> What to produce
For each line that holds "index", copy the line out.

> Recorded information
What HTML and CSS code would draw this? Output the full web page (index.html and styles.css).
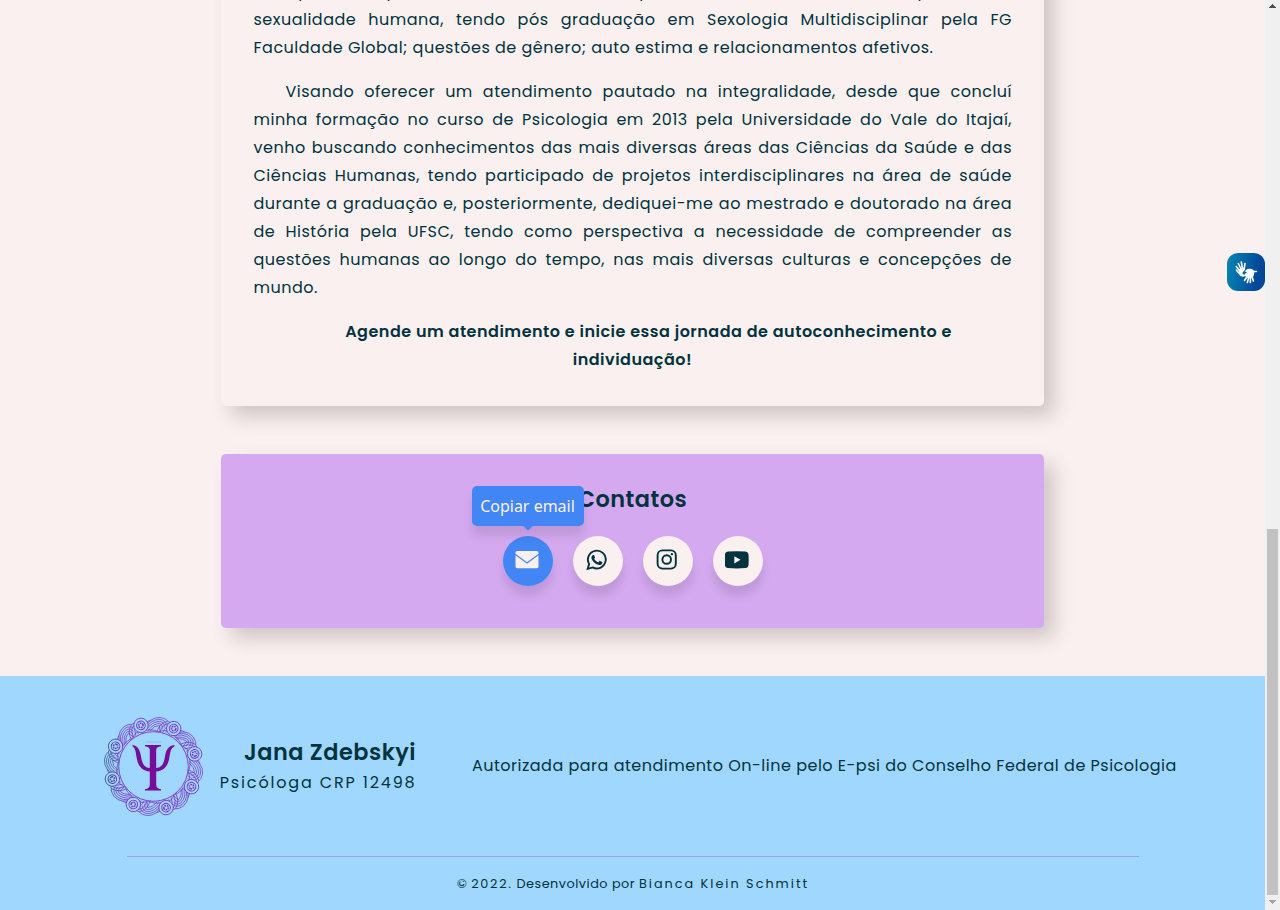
FILE: index.html
```html
<!DOCTYPE html>
<html lang="pt-BR">
<head>
<meta charset="utf-8">
<title>Jana Zdebskyi</title>
<link rel="stylesheet" href="styles.css">
</head>
<body>
<div class="viewport">
<div class="page">
  <main>
    <section class="card about">
      <p class="prose">
        <span class="line">Atuo pela área poética com foco nos temas para as demandas e relatos da pessoa em</span>
        <span class="line">sexualidade humana, tendo pós graduação em Sexologia Multidisciplinar pela FG</span>
        <span class="line end">Faculdade Global; questões de gênero; auto estima e relacionamentos afetivos.</span>
      </p>
      <p class="prose">
        <span class="line indent">Visando oferecer um atendimento pautado na integralidade, desde que concluí</span>
        <span class="line">minha formação no curso de Psicologia em 2013 pela Universidade do Vale do Itajaí,</span>
        <span class="line">venho buscando conhecimentos das mais diversas áreas das Ciências da Saúde e das</span>
        <span class="line">Ciências Humanas, tendo participado de projetos interdisciplinares na área de saúde</span>
        <span class="line">durante a graduação e, posteriormente, dediquei-me ao mestrado e doutorado na área</span>
        <span class="line">de História pela UFSC, tendo como perspectiva a necessidade de compreender as</span>
        <span class="line">questões humanas ao longo do tempo, nas mais diversas culturas e concepções de</span>
        <span class="line end">mundo.</span>
      </p>
      <p class="call"><span class="call-first">Agende um atendimento e inicie essa jornada de autoconhecimento e</span><br>individuação!</p>
    </section>
    <section class="card contacts">
      <h2>Contatos</h2>
      <div class="icons">
        <a class="icon active"><span class="tip">Copiar email</span>
          <svg width="24" height="24" viewBox="0 0 24 24"><path fill="currentColor" d="M2.200 3h19.600q1.700 0 1.700 1.700v1L12 14.200.5 5.700v-1Q.5 3 2.200 3zM.5 7.200 12 15.800 23.500 7.200v11.300q0 1.700-1.700 1.700H2.200Q.5 20.200.5 18.500z"/></svg></a>
        <a class="icon"><svg width="24" height="24" viewBox="0 0 24 24"><path fill="none" stroke="currentColor" stroke-width="1.900" d="M2.700 20.800 4.100 16A8.900 8.900 0 1 1 7.600 19.400z"/><path fill="currentColor" d="M8.500 6.900c.4 0 .5.100.7.500l.8 1.900c.1.300 0 .5-.8 1.400 1 1.900 2.200 2.900 4.100 3.700l1.100-1.300c.2-.3.400-.3.700-.2l2 1c.3.200.4.300.3.800-.3 1.600-1.500 2.300-2.800 2.300-3.700-.5-6.900-3.300-8.100-6.600-.3-1.600.5-3.500 2-3.500z"/></svg></a>
        <a class="icon"><svg width="24" height="24" viewBox="0 0 24 24" fill="none" stroke="currentColor" stroke-width="1.900"><rect x="2.600" y="2.400" width="18.200" height="18.200" rx="4.800"/><circle cx="11.700" cy="11.500" r="4.300"/><circle cx="16.900" cy="6.200" r="1.150" fill="currentColor" stroke="none"/></svg></a>
        <a class="icon"><svg width="24" height="24" viewBox="0 0 24 24"><path fill="currentColor" fill-rule="evenodd" d="M3 3.400Q11.700 2.900 20.400 3.400q2.600.2 3 2.500.6 5.900 0 11.800-.4 2.200-3 2.400-8.700.7-17.400 0Q.4 19.900 0 17.700q-.6-5.900 0-11.800.4-2.300 3-2.500zM9.300 8.300v7.100l6.300-3.550z"/></svg></a>
      </div>
    </section>
  </main>
  <footer>
    <div class="foot-row">
      <svg class="logo" width="100" height="100" viewBox="-50 -50 100 100">
        <defs>
          <linearGradient id="ink" gradientUnits="userSpaceOnUse" x1="-49" y1="2" x2="-32" y2="2"><stop offset="0" stop-color="#25507d"/><stop offset="1" stop-color="#7a2fbd"/></linearGradient>
          <g id="braid" fill="none" stroke="#fff" stroke-width=".7">
            <path d="M-13-35Q-9-49 2-49.500 8-49 10-46.500 18-44 18-36M-12-35Q-8-47 2-47.500 8-47 9-42M-11-35Q-6-45 2-45.500 7-45 7-40M-9-35Q-4-43 2-43.500 5-43 5-38M-7-35Q-3-41 2-41.500L3-36M10-46.500Q2-44 0-35M11-44.500Q5-43 3-35M13-43Q8-41 6-35M15-41Q10-40 9-35M17-39Q13-38 12-35M-15-36Q-14-43-7-46M-17-36Q-16-41-12-43M-14-34Q-6-38 2-35 9-39 17-35"/>
          </g>
          <g id="bead" fill="none" stroke="#fff" stroke-width=".8">
            <circle cy="-43" r="7.200" fill="#000"/><circle cy="-43" r="4.300" stroke-width="1"/><circle cy="-43" r="2.200" stroke-width="1.500" stroke-dasharray="1.500 .7"/>
          </g>
          <g id="braids"><use href="#braid"/><use href="#braid" transform="rotate(90)"/><use href="#braid" transform="rotate(180)"/><use href="#braid" transform="rotate(270)"/></g>
          <g id="beads"><use href="#bead"/><use href="#bead" transform="rotate(90)"/><use href="#bead" transform="rotate(180)"/><use href="#bead" transform="rotate(270)"/></g>
          <mask id="ring" maskUnits="userSpaceOnUse" x="-51" y="-51" width="102" height="102"><use href="#braids" transform="rotate(5.500)"/><use href="#braids" transform="rotate(50.500)"/><use href="#beads" transform="rotate(-17)"/><use href="#beads" transform="rotate(28)"/><circle r="34.800" stroke="#fff" stroke-width=".9"/></mask>
        </defs>
        <g transform="translate(-.5 -.5)">
        <rect x="-51" y="-51" width="102" height="102" fill="url(#ink)" mask="url(#ring)"/>
        <path stroke="#8a9ce4" stroke-width=".6" d="M-7-24.500H8"/>
        <path fill="#750d9b" d="M-8.500-21.500H7.500v1.300Q2.700-19.500 2.700-16.500V1.500C9 1 10.500-4 11.500-10S14.500-21 21-21.500v1.300C16.500-18 16.800-13 15.500-7 14 0 10 4.500 2.700 5V18.500Q2.700 22 7.500 22.700V24H-8.500V22.700Q-3.700 22-3.700 18.500V5C-11 4.500-15 0-16.500-7-17.800-13-17.500-18-21-20.200V-21.500C-15.500-21-13.500-16-12.500-10S-10 1-3.700 1.500V-16.500Q-3.700-19.500-8.500-20.200z"/>
        </g>
      </svg>
      <div class="brand"><strong>Jana Zdebskyi</strong><span>Psicóloga CRP 12498</span></div>
      <p class="auth">Autorizada para atendimento On-line pelo E-psi do Conselho Federal de Psicologia</p>
    </div>
    <div class="copy">© <span class="wide">2022.</span> Desenvolvido por <span class="wide">Bianca Klein Schmitt</span></div>
  </footer>
</div>
<div class="scroll"><svg width="15" height="15" shape-rendering="crispEdges"><path fill="#505050" d="M4 8h7L7.500 4z"/></svg><div class="thumb"></div><svg width="15" height="15" shape-rendering="crispEdges"><path fill="#a3a3a3" d="M4 5h7L7.500 9z"/></svg></div>
<div class="libras"><svg width="38" height="38" viewBox="0 0 38 38" fill="none" stroke="#fff" stroke-linecap="round"><path stroke-width="1.600" d="M12.500 17.500 9.300 13.500M14 16 11.300 10.500M15.500 15.500 14.300 9M17 16.500 18 10.500M12 20Q10.500 19 9.500 17M20.500 23 17.500 27.500M22 23.500 20.300 29.500M23.500 23.500 23.300 29.500M25 23 26.300 28M25.500 18.500 29.500 18.500"/><path fill="#fff" stroke="none" d="M12 16.500 17.500 15q1 2-1 3.500-2 1.500 0 3l2 1-1.500 1.200q-5-.2-5.300-4z"/><path fill="#fff" stroke="none" d="M18 18.500q1-3 5-2.700 4 .2 4.300 3.200.2 3-1.500 5-3 1.500-5.800.5-2.500-1-2.500-3.500l2.500-1.500z"/></svg></div>
</div>
</body>
</html>
```
FILE: styles.css
```css
* { box-sizing: border-box; }
body { margin: 0; background: #faf0ef; color: #00333d; font-family: Poppins, Inter, "Open Sans", sans-serif; font-size: 16px; letter-spacing: .5px; }
.viewport { display: flex; position: relative; height: 910px; overflow: hidden; }
.page { width: 1265px; height: 910px; display: flex; flex-direction: column; }
main { height: 676px; flex: none; display: flex; flex-direction: column; justify-content: flex-end; align-items: center; gap: 48px; padding-bottom: 48px; }
.card { width: 823px; flex: none; border-radius: 5px; background: #faf0ef; box-shadow: 10px 10px 20px rgba(0, 0, 0, .18); }
.about { padding: 32px; }
p { margin: 0; }
.prose { line-height: 28px; margin-bottom: 16px; padding-left: .5px; }
.line { display: block; white-space: nowrap; text-align-last: justify; }
.line.end { text-align-last: left; }
.indent { padding-left: 32px; }
.call { font-weight: 600; line-height: 28px; text-align: center; }
.call-first { padding-left: 32px; }
.card.contacts { background: #d4a9f0; box-shadow: 10px 10px 20px rgba(0, 0, 0, .18); height: 174px; padding-top: 27px; display: flex; flex-direction: column; align-items: center; }
h2 { margin: 0; font-size: 22.4px; line-height: 36px; font-weight: 600; }
.icons { display: flex; gap: 20px; margin-top: 19px; }
.icon { position: relative; width: 50px; height: 50px; border-radius: 50%; background: #faf0ef; box-shadow: 0 10px 10px rgba(0, 0, 0, .1); display: flex; justify-content: center; padding-top: 12px; padding-right: 2px; }
.icon.active { background: #4285f4; color: #faf0ef; }
.tip { position: absolute; left: -31px; top: -50px; width: 112px; height: 40px; border-radius: 5px; background: #4285f4; box-shadow: 0 10px 10px rgba(0, 0, 0, .1); font: 16px/40px "Noto Sans", sans-serif; letter-spacing: 0; text-align: center; white-space: nowrap; }
.tip::after { content: ""; position: absolute; width: 8px; height: 8px; left: 52px; bottom: -3px; background: #4285f4; transform: rotate(45deg); }
footer { flex: none; height: 234px; background: #a0d7ff; padding: 41px 0 0 104px; }
.foot-row { display: flex; height: 139px; align-items: flex-start; }
.logo { flex: none; }
.brand { width: 196px; margin-left: 16px; padding-top: 17px; display: flex; flex-direction: column; align-items: flex-end; white-space: nowrap; }
.brand strong { font-size: 22.4px; line-height: 36px; font-weight: 600; }
.brand span { line-height: 26px; letter-spacing: 1.84px; margin-right: -.5px; }
.auth { margin: 36px 0 0 56px; line-height: 26px; white-space: nowrap; }
.copy { width: 1012px; margin-left: 23px; border-top: 1px solid #9d9eea; text-align: center; font-size: 12.8px; line-height: 20px; padding-top: 17px; white-space: pre; }
.wide { letter-spacing: 2px; }
.wide:first-child { letter-spacing: 1.7px; }
.scroll { width: 15px; height: 910px; background: #f0f0f0; display: flex; flex-direction: column; }
.scroll svg { display: block; flex: none; }
.thumb { width: 11px; height: 366px; margin: 514px 0 0 2px; background: #c1c1c1; }
.libras { position: absolute; left: 1227px; top: 253px; width: 38px; height: 38px; border-radius: 11px; background: linear-gradient(100deg, #0788b3, #004798 80%); }
.libras svg { display: block; }
```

> Written response
What HTML and CSS code would draw this? Output the full web page (index.html and styles.css).
FILE: index.html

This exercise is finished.